### Stated task
Which lines below hold the word "React"? Report each one.

### Data provided
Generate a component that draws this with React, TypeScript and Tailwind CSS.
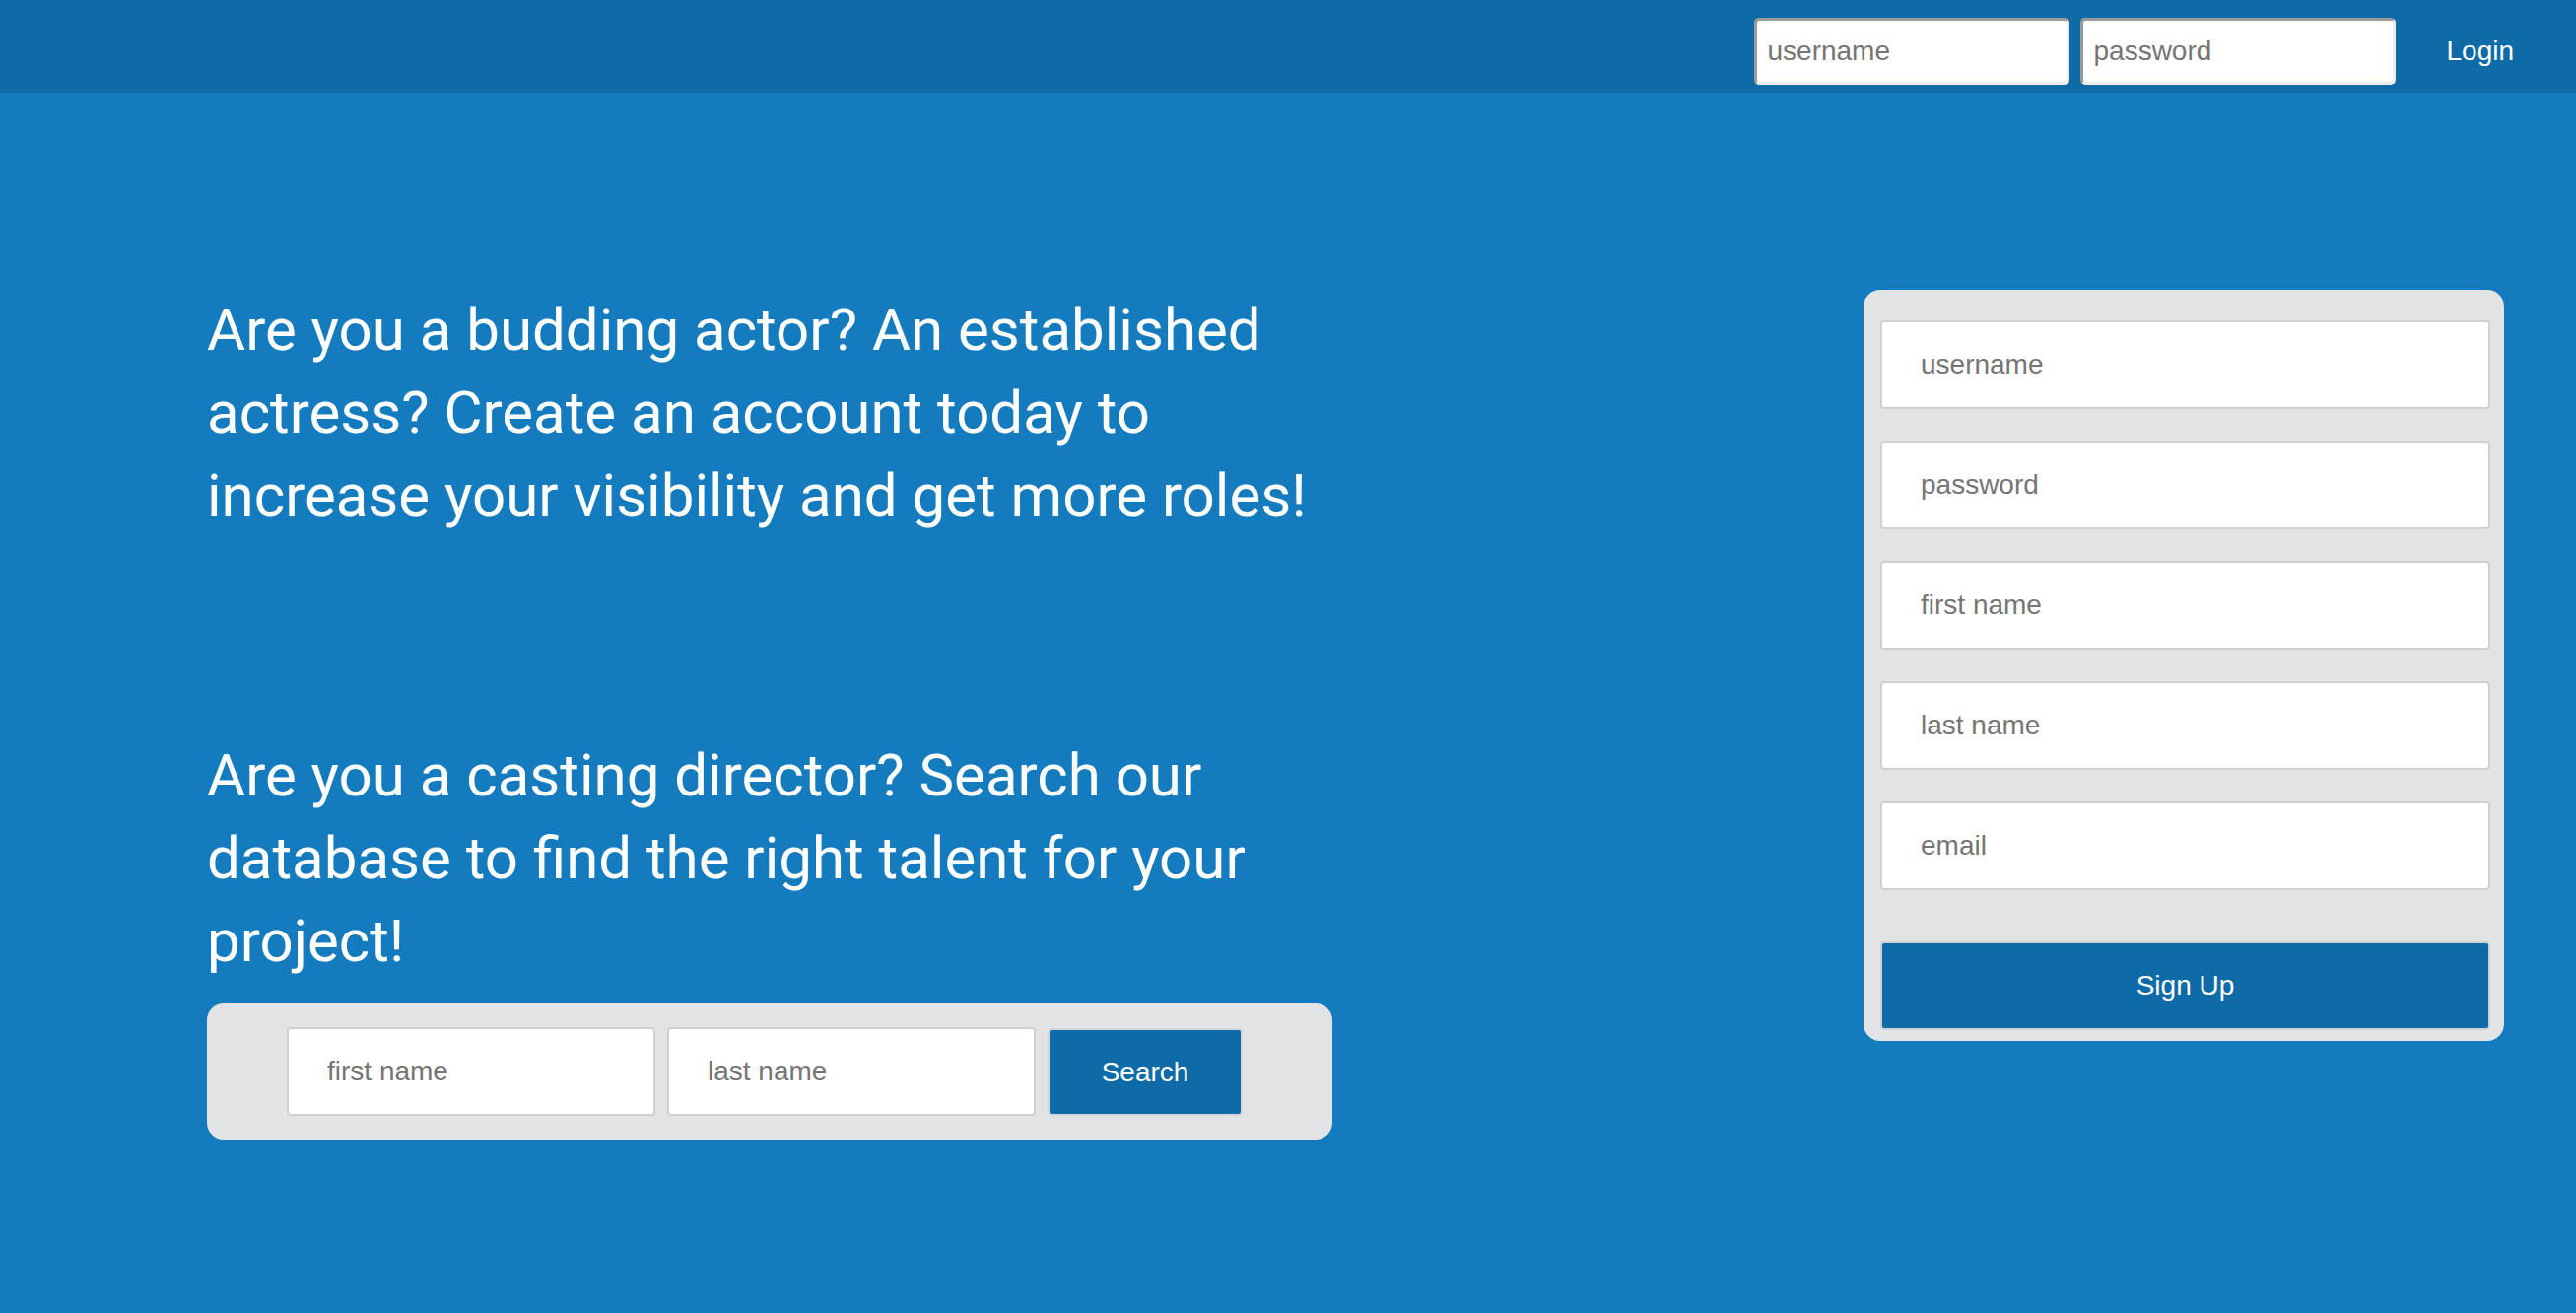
import React from "react";

const sans = "font-['Liberation_Sans',Arial,sans-serif]";

function NavInput({ placeholder, type = "text" }: { placeholder: string; type?: string }) {
  return (
    <input
      type={type}
      placeholder={placeholder}
      className={`${sans} h-[68px] w-[320px] rounded-[5px] border-[3px] border-t-[#9b9b9b] border-l-[#9b9b9b] border-b-[#ececec] border-r-[#ececec] bg-white px-[10px] text-[28px] text-black outline-none placeholder:text-[#757575]`}
    />
  );
}

function FormInput({ placeholder, className = "", type = "text" }: { placeholder: string; className?: string; type?: string }) {
  return (
    <input
      type={type}
      placeholder={placeholder}
      className={`${sans} h-[90px] rounded-[4px] border-2 border-[#cfd0d2] bg-white pl-[39px] text-[28px] text-black outline-none placeholder:text-[#757575] ${className}`}
    />
  );
}

export default function App() {
  return (
    <div className="min-h-screen bg-[#157bbf]">
      <nav className="flex h-[94px] items-start justify-end bg-[#0f6ba7] pt-[18px] pr-[63px]">
        <div className="flex gap-[11px]">
          <NavInput placeholder="username" />
          <NavInput placeholder="password" type="password" />
        </div>
        <button
          type="button"
          className={`${sans} ml-[51px] h-[68px] text-[28px] text-white`}
        >
          Login
        </button>
      </nav>

      <main className="flex items-start pt-[199px]">
        <section className="ml-[210px] w-[1142px] font-['Roboto',sans-serif] text-white">
          <p className="text-[60px] leading-[84px]">
            Are you a budding actor? An established actress? Create an account today to increase your visibility and get more roles!
          </p>

          <p className="mt-[200px] text-[60px] leading-[84px]">
            Are you a casting director? Search our database to find the right talent for your project!
          </p>

          <form className="mt-[21px] flex gap-[12px] rounded-[17px] bg-[#e2e3e5] py-[24px] pl-[81px]">
            <FormInput placeholder="first name" className="w-[374px]" />
            <FormInput placeholder="last name" className="w-[374px]" />
            <button
              type="button"
              className={`${sans} mt-[1px] h-[89px] w-[198px] rounded-[4px] border-2 border-[#d3d5d8] bg-[#0f6ba7] text-[28px] text-white`}
            >
              Search
            </button>
          </form>
        </section>

        <form className="ml-auto mr-[73px] mt-[1px] flex w-[650px] flex-col rounded-[17px] bg-[#e2e3e5] pl-[17px] pr-[14px] pt-[31px] pb-[11px]">
          <div className="flex flex-col gap-[32px]">
            <FormInput placeholder="username" />
            <FormInput placeholder="password" type="password" />
            <FormInput placeholder="first name" />
            <FormInput placeholder="last name" />
            <FormInput placeholder="email" />
          </div>
          <button
            type="button"
            className={`${sans} mt-[52px] h-[90px] rounded-[4px] border-2 border-[#cfd0d2] bg-[#0f6ba7] text-[28px] text-white`}
          >
            Sign Up
          </button>
        </form>
      </main>
    </div>
  );
}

### Output of the exercise
Generate a component that draws this with React, TypeScript and Tailwind CSS.
import React from "react";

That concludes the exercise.